Born in Lewistown, Montana, in 1929, Sammy was the youngest child of Myrtle and Harry Field. His dad passed when he was 6 and Sammy moved to Hominy with the family in 1935.

He was a football star for the Hominy Bucks. He was a senior at Hominy High School, where he was class President. Believing that “school only lasts through football season”, he enlisted in the Army in December 1946. He completed his education in the service. After Completing his 18-month term with the Army, he enlisted in the Navy in December 1948. After a year he decided he liked the Army better and rejoined. Once again being stationed in Germany, in 1952 he volunteered for service in Korea with the 45th Division.
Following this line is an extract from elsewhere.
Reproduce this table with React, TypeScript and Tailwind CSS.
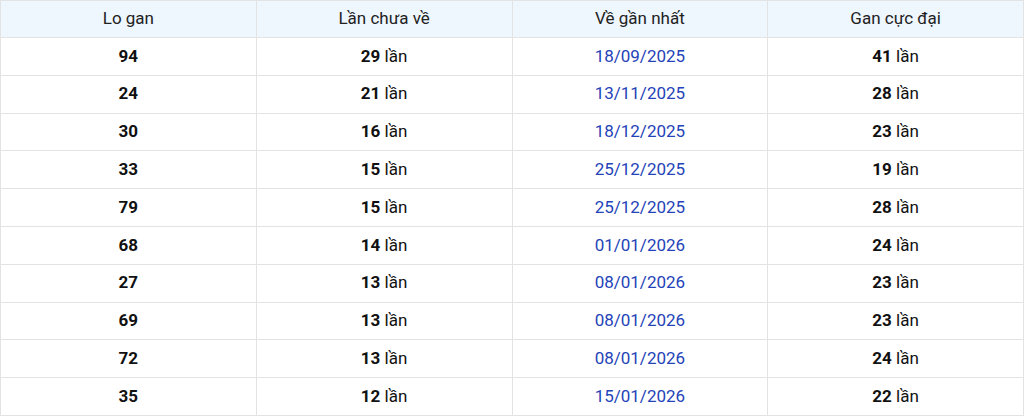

During his service there he received the Bronze Star award for “entering an unchartered minefield at night and . . . moved to the assistance of the wounded men when the rescue team neared the scene of the disaster.” As a corporal he was engaged on the Eastern Front and had a part in the fighting at Heartbreak Ridge and at Luke’s Castle in the Punchbowl area. He served on the front line for 62 days before being sent to Japan at the age of 24. 

Sammy was active in the Veterans of Foreign Wars (VFW) and held local and regional offices.

After completing his service time in 1954, Sammy completed training at Oklahoma A&M Tech in Okmulgee as a Linotype operator. He went to work for a brief time at his brother Morris’ newspaper in Cedarvale, Kansas. Then he went to work for the Shidler Review, and bought the publication in 1956 and  owned it until 1959. While in Shidler he ran for Mayor. When he was 29 years old, he ran for State Representative. Apparently, he was not cut out to be a politician as he lost both elections. 

In  1968 Sammy’s brother Louis passed away. Louis was owner/publisher/editor of The Hominy News. As a result, the paper was subsequently sold at auction. This prompted Sammy to start a new publication in Hominy called The Progress. In February, 1971, a day after a controversial court ruling, three men entered the newspaper office and shot Sammy. He was wounded twice with one missing his heart by 2 inches. After successful surgery he as back on the job shortly thereafter vowing “there won’t be any letup in covering controversial subjects.”

The Progress continued publication until Sammy was shot and killed under mysterious circumstances in 1973. He was 44. 

Sammy was married to Margaret Malone and they had 3 children.

The Progress was subsequently merged with The Hominy News and is now known as The Hominy News-Progress.                     (Compiled by Bill G. Starks who knew Sam, his uncle.)